▶ **PROBLEM**
Pick out each line of the records in which the word "that" appears.
__________
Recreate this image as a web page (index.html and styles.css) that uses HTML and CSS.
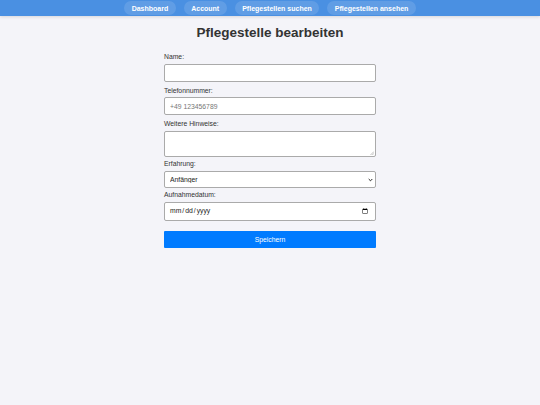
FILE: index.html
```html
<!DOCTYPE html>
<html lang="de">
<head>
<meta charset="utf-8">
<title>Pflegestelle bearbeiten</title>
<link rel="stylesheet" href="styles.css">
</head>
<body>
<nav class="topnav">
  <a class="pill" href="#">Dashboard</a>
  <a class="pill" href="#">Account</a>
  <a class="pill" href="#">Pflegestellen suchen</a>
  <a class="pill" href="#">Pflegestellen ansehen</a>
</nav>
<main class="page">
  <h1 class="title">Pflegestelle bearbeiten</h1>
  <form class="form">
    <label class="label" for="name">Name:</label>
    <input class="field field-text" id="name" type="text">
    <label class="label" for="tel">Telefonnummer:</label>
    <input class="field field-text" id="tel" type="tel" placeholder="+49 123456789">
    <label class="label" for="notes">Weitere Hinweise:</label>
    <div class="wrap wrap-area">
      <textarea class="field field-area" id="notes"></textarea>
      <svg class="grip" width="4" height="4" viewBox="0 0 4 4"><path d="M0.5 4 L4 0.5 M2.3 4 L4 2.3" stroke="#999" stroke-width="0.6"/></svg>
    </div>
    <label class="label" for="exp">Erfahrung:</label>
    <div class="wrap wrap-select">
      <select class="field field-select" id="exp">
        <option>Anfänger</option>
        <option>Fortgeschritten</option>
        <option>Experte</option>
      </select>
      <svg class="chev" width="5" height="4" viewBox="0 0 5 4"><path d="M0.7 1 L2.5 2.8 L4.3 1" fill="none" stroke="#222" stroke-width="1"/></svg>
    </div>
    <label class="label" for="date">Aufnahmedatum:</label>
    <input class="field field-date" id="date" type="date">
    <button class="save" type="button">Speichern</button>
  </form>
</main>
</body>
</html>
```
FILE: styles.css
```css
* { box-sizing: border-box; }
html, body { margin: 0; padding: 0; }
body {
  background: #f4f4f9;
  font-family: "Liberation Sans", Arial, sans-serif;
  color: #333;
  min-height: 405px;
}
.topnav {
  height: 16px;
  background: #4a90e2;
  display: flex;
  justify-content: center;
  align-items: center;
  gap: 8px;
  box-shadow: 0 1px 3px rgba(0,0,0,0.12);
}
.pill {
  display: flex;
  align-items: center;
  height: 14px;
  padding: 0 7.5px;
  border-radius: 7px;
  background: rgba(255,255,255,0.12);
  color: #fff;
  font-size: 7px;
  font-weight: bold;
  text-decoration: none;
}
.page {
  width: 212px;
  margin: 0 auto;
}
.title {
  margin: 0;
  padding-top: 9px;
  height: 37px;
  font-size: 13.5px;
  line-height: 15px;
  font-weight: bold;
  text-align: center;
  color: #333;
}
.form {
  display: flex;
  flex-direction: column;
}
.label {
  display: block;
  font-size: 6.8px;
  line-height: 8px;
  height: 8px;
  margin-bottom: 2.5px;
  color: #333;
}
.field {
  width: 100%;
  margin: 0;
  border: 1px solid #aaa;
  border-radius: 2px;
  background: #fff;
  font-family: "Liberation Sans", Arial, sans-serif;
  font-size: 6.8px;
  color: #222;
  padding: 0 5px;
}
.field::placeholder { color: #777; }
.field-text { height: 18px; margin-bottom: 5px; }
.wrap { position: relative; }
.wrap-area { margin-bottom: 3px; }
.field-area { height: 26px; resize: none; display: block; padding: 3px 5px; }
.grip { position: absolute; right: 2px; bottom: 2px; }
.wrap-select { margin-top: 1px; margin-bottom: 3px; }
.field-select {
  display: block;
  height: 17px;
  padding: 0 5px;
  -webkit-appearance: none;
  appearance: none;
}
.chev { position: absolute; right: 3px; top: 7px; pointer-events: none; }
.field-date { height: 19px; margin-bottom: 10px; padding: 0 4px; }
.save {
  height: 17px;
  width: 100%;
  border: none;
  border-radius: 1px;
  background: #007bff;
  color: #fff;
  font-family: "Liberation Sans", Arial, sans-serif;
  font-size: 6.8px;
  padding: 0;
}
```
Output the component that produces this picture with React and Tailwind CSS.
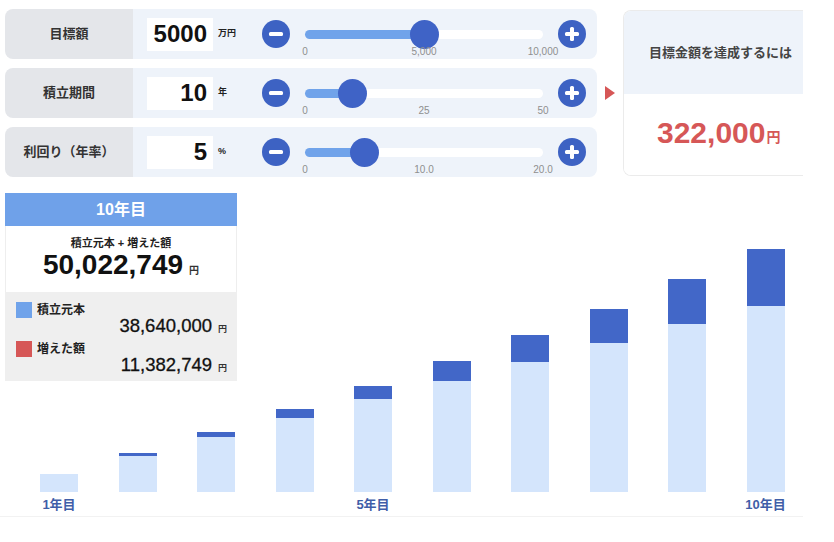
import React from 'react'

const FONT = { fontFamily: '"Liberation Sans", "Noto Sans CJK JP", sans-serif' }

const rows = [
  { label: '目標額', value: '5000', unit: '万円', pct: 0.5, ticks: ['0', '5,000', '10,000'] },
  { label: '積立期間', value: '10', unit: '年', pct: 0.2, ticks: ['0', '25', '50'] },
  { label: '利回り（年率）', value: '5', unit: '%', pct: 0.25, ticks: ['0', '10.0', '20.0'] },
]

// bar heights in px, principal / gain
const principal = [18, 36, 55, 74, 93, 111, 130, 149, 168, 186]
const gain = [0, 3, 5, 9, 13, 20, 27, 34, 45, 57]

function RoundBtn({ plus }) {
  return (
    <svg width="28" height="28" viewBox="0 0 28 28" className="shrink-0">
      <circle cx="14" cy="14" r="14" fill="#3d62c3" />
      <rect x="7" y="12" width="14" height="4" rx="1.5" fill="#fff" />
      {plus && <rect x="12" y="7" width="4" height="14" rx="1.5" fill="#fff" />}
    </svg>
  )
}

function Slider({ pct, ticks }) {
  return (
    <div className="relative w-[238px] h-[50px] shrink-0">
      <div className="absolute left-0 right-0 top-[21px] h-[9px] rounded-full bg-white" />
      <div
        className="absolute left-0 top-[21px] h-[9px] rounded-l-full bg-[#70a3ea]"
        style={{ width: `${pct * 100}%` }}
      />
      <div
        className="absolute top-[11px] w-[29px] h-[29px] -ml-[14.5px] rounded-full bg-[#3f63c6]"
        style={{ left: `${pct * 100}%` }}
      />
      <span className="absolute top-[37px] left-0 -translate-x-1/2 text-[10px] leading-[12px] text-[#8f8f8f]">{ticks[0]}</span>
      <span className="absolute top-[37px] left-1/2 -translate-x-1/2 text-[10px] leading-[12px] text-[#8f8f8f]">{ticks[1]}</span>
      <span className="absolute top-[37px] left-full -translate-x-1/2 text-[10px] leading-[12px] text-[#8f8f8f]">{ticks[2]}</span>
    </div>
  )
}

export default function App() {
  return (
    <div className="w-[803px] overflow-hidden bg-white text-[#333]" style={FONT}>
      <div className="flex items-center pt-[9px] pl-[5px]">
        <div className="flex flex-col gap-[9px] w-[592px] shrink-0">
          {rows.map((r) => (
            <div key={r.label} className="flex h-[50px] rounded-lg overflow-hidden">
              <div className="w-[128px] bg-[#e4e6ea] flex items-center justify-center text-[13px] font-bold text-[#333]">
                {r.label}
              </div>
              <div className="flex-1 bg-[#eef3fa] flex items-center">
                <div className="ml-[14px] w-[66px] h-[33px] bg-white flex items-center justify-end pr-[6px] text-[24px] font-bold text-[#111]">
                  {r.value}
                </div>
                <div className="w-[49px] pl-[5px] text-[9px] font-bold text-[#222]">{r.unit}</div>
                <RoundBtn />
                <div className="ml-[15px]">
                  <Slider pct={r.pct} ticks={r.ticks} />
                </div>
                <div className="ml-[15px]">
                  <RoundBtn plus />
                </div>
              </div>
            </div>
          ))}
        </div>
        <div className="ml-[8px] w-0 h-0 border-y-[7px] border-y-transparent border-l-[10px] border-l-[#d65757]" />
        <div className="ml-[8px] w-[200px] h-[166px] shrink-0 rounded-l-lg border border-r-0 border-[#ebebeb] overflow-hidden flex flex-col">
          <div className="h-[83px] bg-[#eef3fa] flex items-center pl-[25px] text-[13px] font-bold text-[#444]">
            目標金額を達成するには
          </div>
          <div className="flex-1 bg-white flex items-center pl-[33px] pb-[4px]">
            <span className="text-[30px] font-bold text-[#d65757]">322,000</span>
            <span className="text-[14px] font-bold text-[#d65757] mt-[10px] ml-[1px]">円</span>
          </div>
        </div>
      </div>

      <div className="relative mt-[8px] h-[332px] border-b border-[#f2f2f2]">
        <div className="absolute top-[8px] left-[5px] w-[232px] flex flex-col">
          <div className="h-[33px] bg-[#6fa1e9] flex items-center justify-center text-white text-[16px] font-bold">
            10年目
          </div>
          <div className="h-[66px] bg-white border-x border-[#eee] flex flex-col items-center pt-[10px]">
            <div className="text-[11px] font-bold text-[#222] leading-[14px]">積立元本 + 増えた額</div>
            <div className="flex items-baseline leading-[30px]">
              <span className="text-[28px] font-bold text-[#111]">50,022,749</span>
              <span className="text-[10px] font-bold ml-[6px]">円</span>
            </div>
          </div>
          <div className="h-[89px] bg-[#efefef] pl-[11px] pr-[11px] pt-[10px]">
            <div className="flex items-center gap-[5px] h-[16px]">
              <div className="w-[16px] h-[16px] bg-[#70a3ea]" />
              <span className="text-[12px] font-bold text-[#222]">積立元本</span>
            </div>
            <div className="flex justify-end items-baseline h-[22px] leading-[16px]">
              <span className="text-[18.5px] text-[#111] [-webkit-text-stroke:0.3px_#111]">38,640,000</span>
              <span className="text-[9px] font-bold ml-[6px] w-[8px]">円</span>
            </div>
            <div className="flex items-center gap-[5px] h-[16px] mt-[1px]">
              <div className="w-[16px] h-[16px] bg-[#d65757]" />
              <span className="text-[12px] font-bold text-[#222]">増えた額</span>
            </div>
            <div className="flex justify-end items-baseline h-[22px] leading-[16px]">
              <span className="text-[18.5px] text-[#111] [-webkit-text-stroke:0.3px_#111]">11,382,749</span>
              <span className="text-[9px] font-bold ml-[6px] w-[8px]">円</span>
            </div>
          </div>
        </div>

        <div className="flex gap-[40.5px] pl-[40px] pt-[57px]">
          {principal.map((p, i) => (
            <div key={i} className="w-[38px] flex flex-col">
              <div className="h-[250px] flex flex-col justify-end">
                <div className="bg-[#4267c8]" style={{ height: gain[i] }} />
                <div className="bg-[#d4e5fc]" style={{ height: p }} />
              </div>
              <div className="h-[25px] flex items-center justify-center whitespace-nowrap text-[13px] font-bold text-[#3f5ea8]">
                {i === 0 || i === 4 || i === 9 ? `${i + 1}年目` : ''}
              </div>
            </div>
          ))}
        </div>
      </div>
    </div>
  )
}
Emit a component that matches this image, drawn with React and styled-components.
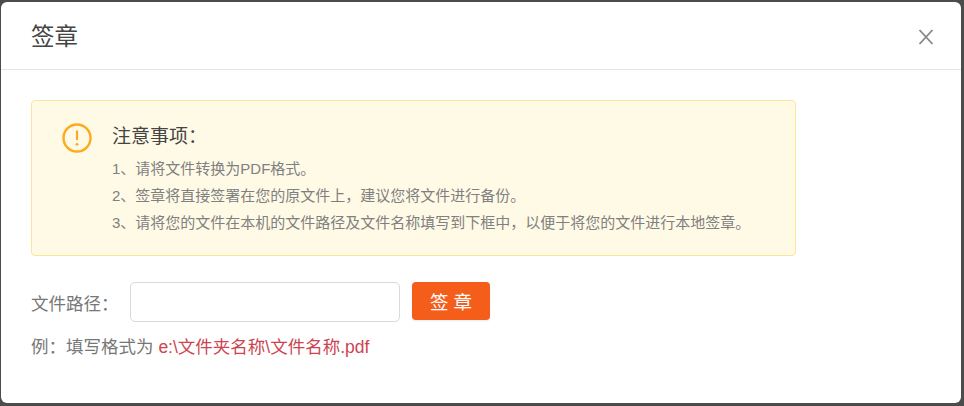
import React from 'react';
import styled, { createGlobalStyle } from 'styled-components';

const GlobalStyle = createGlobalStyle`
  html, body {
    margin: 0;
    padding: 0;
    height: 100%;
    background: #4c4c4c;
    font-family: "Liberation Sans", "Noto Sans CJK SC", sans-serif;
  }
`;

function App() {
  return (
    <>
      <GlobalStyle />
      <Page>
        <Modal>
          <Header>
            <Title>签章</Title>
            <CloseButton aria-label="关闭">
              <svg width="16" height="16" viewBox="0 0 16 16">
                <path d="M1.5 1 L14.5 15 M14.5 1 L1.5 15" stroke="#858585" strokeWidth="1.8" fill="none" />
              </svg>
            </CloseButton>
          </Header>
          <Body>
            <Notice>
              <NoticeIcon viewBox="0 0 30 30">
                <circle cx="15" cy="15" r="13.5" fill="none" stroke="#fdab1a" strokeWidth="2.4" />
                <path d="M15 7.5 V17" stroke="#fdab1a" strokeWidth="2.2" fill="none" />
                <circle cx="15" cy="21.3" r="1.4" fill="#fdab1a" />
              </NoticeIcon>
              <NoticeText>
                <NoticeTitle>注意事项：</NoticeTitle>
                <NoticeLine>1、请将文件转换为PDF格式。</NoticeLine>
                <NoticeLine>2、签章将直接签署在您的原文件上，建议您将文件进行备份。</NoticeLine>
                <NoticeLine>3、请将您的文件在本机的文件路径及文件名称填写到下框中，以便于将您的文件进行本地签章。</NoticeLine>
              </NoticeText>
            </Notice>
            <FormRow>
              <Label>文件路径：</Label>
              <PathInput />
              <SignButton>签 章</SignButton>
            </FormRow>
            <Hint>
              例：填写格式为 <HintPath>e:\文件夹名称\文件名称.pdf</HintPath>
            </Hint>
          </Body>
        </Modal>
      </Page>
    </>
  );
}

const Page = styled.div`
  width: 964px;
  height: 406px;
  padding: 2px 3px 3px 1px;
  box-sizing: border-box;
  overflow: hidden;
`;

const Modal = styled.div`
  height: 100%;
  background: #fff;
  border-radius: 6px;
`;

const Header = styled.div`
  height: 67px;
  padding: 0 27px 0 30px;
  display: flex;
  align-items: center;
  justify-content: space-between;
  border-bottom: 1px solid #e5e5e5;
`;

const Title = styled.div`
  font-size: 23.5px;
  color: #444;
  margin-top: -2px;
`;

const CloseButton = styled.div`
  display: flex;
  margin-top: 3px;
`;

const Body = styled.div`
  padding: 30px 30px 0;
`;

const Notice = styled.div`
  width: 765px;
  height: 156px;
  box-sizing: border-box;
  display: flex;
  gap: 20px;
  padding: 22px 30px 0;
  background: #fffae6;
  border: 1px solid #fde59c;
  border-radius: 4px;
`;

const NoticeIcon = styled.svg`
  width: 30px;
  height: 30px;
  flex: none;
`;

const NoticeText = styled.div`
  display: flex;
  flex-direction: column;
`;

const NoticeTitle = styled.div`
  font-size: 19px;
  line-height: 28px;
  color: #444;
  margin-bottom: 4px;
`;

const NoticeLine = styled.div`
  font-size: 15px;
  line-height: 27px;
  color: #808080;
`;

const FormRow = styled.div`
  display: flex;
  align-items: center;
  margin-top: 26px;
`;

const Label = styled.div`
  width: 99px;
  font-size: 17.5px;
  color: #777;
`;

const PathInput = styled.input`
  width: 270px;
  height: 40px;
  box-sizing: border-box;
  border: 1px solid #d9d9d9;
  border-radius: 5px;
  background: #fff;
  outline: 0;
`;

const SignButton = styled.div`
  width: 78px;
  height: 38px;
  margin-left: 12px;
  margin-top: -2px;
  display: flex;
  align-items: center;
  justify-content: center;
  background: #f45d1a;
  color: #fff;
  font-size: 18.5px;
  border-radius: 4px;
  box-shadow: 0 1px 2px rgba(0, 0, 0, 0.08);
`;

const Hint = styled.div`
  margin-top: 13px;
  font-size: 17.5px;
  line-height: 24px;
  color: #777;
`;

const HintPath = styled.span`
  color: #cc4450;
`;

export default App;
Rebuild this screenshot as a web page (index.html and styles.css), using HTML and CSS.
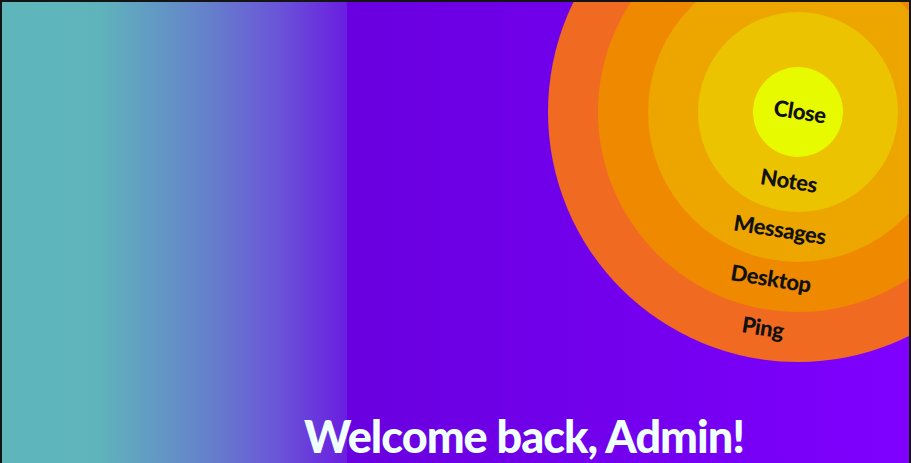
__________
▶ **WRITTEN RESPONSE**
Recreate this image as a web page (index.html and styles.css) that uses HTML and CSS.
Output the component that produces this picture with React and Tailwind CSS.
Emit a component that matches this image, drawn with React and styled-components.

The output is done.